#### [YOUR GOAL]
Read the lines below. Copy out any that hold the string "size".

#### [DATA PROVIDED]
::::::

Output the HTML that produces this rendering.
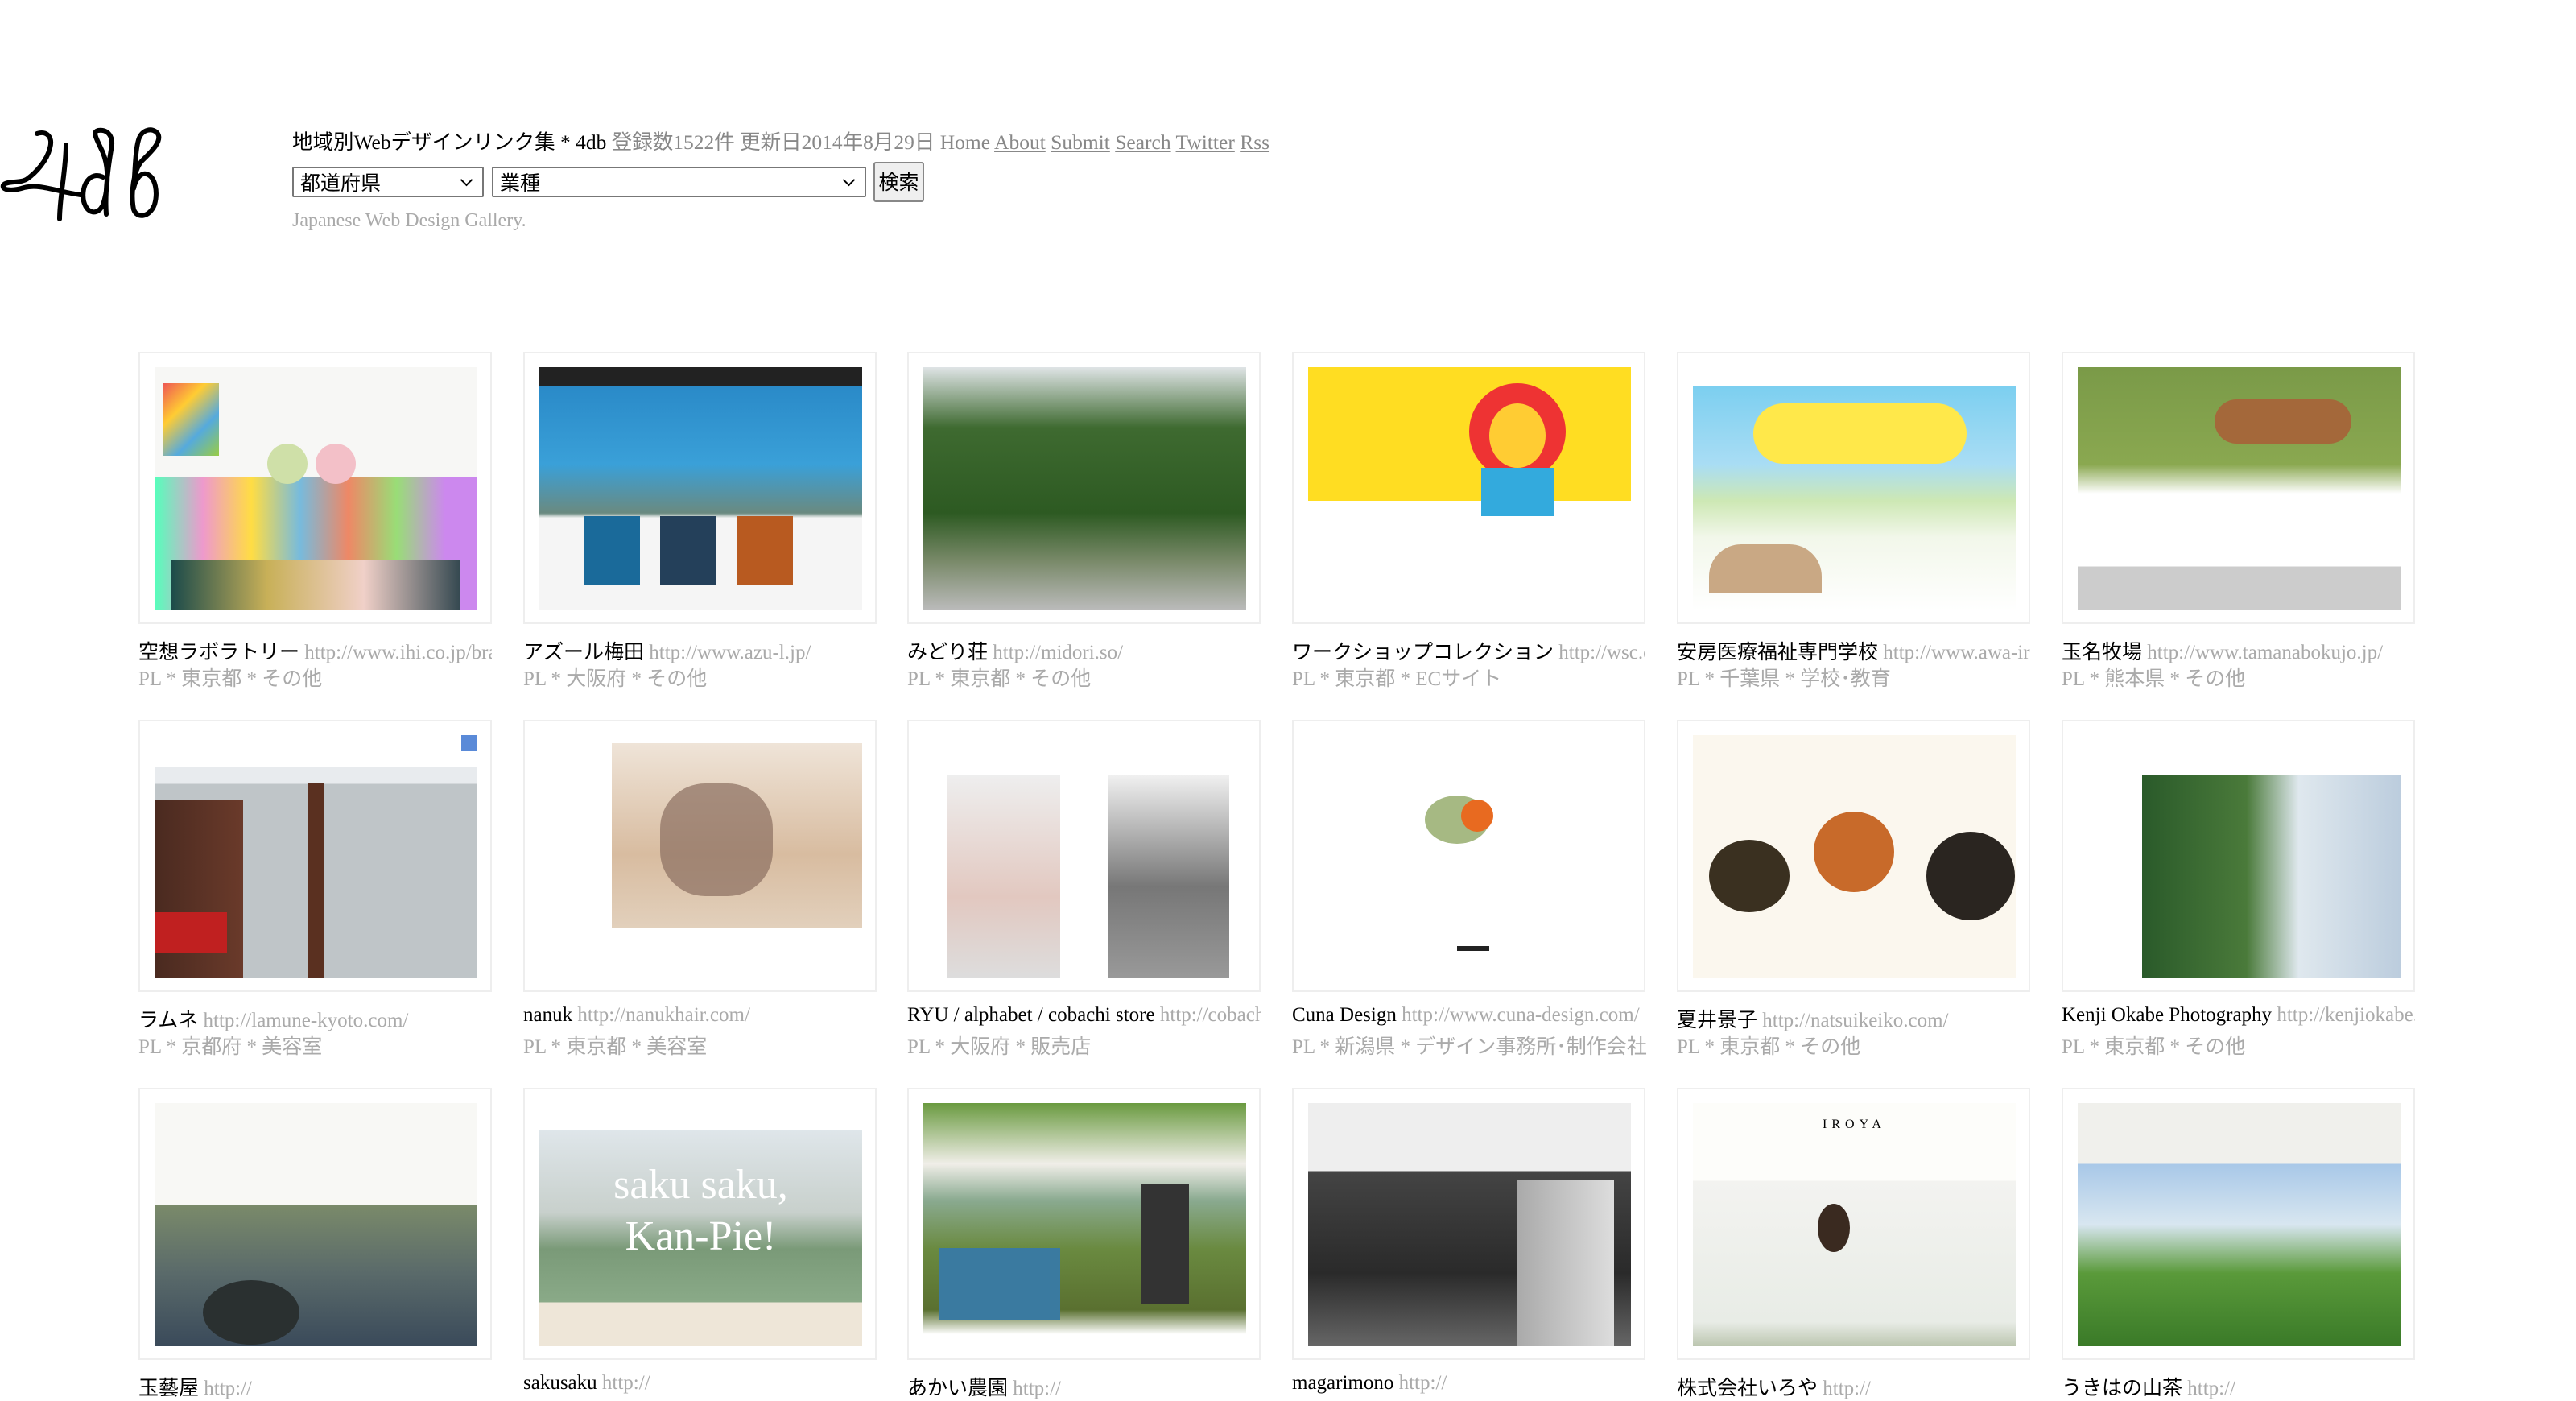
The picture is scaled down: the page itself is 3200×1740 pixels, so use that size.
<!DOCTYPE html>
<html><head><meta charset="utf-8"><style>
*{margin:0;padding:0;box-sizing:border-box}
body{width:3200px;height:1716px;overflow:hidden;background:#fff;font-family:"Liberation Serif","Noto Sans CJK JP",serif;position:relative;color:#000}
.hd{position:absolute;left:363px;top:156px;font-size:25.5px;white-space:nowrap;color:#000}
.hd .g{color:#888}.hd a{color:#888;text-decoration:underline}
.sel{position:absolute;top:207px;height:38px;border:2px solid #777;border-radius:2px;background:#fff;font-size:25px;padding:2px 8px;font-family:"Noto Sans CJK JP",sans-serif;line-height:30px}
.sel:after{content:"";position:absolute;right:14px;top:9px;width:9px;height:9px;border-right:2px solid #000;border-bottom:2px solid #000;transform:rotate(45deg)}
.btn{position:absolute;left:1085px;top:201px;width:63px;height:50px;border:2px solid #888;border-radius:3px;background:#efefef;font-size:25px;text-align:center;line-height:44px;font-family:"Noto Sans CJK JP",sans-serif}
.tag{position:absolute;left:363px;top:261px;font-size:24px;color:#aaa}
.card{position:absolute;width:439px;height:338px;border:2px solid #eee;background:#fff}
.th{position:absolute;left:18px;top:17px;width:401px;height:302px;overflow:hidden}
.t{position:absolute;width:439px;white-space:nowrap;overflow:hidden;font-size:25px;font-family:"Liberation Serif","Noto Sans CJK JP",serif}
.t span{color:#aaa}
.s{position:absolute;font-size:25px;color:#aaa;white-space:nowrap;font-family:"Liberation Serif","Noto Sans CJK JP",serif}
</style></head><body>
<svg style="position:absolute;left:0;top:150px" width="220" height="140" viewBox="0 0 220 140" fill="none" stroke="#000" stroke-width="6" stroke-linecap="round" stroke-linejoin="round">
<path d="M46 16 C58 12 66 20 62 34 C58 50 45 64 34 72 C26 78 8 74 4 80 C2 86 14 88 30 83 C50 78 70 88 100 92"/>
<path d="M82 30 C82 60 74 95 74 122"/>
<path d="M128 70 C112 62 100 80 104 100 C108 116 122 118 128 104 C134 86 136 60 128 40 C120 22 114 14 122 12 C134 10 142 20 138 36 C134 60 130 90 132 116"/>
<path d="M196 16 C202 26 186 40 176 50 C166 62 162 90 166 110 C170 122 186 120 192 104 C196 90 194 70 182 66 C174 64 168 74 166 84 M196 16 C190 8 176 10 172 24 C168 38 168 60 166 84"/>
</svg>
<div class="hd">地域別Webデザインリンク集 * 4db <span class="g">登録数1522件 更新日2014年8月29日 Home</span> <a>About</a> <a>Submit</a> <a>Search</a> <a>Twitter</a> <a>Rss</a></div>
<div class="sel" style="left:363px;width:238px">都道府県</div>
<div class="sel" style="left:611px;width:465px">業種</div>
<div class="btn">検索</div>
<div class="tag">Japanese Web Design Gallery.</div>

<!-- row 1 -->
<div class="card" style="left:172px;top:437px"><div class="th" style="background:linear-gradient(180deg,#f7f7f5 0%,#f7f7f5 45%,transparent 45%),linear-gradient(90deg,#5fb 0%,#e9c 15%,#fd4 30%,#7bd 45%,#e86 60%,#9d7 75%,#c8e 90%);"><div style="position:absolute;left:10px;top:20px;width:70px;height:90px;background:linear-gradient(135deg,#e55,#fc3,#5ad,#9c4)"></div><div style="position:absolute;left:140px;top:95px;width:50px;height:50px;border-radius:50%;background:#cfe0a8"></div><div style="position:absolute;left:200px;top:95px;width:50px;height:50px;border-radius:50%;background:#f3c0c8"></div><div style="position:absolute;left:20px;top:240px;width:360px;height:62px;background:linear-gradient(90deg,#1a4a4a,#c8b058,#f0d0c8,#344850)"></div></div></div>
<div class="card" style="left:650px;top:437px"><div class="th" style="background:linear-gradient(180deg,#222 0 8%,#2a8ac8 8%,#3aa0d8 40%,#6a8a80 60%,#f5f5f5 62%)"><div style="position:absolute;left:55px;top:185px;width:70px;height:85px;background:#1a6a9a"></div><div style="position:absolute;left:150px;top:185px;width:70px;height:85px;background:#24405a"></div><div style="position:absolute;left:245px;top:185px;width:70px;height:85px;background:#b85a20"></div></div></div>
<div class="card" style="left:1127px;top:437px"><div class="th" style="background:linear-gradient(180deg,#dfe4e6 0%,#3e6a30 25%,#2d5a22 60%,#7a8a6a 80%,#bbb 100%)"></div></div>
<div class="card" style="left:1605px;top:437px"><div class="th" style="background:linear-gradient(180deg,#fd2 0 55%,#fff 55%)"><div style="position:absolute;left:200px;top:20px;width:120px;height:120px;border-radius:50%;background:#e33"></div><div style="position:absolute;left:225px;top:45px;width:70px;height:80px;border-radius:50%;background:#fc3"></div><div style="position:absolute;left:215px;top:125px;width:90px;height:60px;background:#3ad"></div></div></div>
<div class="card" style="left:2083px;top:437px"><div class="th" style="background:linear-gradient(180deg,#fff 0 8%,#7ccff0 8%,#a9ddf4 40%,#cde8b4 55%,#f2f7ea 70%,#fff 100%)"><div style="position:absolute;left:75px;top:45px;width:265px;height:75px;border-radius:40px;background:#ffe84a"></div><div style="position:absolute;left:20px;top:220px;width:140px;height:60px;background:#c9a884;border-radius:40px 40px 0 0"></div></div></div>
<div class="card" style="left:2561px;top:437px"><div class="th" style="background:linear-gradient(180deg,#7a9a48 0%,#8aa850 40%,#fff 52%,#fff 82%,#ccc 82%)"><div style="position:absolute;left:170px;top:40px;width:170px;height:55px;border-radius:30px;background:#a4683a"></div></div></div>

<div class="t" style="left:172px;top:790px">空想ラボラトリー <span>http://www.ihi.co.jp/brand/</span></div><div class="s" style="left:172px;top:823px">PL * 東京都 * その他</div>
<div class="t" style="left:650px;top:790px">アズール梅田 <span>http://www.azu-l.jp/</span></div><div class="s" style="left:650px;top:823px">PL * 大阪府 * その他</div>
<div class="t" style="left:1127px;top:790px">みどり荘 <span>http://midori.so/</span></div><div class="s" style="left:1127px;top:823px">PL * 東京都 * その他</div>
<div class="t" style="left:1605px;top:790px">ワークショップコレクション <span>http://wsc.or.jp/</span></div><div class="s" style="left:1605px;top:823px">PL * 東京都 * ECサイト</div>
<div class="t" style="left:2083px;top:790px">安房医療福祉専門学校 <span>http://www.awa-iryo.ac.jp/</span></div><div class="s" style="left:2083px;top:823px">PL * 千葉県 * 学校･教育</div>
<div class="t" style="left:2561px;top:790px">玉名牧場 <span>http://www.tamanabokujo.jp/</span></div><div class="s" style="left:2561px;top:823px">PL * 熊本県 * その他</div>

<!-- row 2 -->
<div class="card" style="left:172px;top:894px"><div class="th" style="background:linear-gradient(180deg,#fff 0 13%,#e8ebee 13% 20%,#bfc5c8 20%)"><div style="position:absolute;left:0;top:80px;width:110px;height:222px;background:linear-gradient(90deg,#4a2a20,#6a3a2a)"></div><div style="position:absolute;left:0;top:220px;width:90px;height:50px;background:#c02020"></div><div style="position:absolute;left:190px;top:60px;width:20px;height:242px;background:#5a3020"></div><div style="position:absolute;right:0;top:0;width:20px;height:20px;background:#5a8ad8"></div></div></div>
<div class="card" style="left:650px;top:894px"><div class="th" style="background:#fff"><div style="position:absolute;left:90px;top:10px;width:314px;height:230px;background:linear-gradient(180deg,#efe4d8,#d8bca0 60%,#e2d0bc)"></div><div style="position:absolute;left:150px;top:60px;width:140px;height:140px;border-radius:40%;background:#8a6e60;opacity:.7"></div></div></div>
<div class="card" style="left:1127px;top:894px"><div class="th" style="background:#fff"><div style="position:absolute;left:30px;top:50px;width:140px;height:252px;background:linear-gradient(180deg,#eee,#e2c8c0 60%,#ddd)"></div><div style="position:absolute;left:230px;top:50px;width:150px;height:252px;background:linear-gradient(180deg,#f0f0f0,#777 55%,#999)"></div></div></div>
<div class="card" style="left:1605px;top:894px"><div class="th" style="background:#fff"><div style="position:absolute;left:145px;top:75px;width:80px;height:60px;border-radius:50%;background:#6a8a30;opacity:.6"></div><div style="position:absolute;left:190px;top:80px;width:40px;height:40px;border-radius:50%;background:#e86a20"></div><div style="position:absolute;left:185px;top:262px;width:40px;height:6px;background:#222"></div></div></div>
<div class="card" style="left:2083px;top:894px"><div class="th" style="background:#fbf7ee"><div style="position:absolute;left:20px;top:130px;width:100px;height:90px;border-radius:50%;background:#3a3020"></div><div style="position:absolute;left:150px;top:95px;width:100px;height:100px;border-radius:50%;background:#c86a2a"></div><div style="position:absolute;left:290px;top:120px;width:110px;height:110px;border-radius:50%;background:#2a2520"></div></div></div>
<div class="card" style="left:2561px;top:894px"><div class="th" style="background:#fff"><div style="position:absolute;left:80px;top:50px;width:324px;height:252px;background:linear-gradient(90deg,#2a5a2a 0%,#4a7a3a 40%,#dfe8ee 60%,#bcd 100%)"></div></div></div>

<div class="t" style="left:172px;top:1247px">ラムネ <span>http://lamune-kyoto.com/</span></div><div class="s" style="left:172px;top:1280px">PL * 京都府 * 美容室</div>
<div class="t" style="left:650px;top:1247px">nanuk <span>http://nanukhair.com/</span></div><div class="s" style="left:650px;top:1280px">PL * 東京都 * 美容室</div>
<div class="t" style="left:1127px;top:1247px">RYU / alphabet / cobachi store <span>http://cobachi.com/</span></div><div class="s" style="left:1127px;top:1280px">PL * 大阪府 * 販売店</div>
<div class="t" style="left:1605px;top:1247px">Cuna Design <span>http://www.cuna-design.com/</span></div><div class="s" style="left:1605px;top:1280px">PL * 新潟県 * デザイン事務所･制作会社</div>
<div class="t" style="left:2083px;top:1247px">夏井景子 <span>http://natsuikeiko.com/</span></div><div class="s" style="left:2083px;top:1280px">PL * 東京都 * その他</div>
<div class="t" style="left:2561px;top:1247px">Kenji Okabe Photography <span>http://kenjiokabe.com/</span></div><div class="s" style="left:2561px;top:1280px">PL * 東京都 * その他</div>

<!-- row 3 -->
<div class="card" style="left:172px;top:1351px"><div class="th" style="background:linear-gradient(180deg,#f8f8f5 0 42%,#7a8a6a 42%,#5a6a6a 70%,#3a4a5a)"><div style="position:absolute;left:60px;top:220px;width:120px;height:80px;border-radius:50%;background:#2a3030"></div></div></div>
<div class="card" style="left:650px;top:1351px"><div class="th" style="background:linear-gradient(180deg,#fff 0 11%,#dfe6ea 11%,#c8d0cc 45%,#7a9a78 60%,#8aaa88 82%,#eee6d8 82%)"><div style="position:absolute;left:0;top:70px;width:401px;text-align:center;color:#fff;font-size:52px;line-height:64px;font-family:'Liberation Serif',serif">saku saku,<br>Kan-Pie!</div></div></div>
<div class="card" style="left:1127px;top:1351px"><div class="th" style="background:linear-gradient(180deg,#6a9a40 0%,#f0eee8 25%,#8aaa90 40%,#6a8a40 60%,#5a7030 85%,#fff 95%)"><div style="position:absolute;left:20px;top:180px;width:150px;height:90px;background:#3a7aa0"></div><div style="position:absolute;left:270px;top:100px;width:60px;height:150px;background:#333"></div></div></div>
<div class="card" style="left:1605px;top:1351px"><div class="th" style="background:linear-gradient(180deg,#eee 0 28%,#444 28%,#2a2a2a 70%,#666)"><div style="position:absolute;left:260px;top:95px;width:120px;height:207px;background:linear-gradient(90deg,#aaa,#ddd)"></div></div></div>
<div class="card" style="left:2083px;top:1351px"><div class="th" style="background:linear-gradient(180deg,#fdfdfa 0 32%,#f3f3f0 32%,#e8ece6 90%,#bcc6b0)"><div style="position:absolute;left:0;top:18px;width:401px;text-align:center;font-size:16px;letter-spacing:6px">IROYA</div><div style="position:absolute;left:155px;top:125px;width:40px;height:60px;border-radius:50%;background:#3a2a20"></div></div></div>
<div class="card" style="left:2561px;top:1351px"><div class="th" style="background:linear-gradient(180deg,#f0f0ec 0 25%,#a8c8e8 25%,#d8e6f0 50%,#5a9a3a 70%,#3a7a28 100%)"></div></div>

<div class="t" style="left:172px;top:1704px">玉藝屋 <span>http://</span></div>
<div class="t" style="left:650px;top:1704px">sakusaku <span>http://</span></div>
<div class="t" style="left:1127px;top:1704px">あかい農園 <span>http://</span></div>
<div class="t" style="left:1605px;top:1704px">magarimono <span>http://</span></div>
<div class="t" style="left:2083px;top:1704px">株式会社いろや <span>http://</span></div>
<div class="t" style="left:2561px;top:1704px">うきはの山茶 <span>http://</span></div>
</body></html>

::::::

#### [EXERCISE ANSWER]
The picture is scaled down: the page itself is 3200×1740 pixels, so use that size.
.hd{position:absolute;left:363px;top:156px;font-size:25.5px;white-space:nowrap;color:#000}
.sel{position:absolute;top:207px;height:38px;border:2px solid #777;border-radius:2px;background:#fff;font-size:25px;padding:2px 8px;font-family:"Noto Sans CJK JP",sans-serif;line-height:30px}
.btn{position:absolute;left:1085px;top:201px;width:63px;height:50px;border:2px solid #888;border-radius:3px;background:#efefef;font-size:25px;text-align:center;line-height:44px;font-family:"Noto Sans CJK JP",sans-serif}
.tag{position:absolute;left:363px;top:261px;font-size:24px;color:#aaa}
.t{position:absolute;width:439px;white-space:nowrap;overflow:hidden;font-size:25px;font-family:"Liberation Serif","Noto Sans CJK JP",serif}
.s{position:absolute;font-size:25px;color:#aaa;white-space:nowrap;font-family:"Liberation Serif","Noto Sans CJK JP",serif}
<div class="card" style="left:650px;top:1351px"><div class="th" style="background:linear-gradient(180deg,#fff 0 11%,#dfe6ea 11%,#c8d0cc 45%,#7a9a78 60%,#8aaa88 82%,#eee6d8 82%)"><div style="position:absolute;left:0;top:70px;width:401px;text-align:center;color:#fff;font-size:52px;line-height:64px;font-family:'Liberation Serif',serif">saku saku,<br>Kan-Pie!</div></div></div>
<div class="card" style="left:2083px;top:1351px"><div class="th" style="background:linear-gradient(180deg,#fdfdfa 0 32%,#f3f3f0 32%,#e8ece6 90%,#bcc6b0)"><div style="position:absolute;left:0;top:18px;width:401px;text-align:center;font-size:16px;letter-spacing:6px">IROYA</div><div style="position:absolute;left:155px;top:125px;width:40px;height:60px;border-radius:50%;background:#3a2a20"></div></div></div>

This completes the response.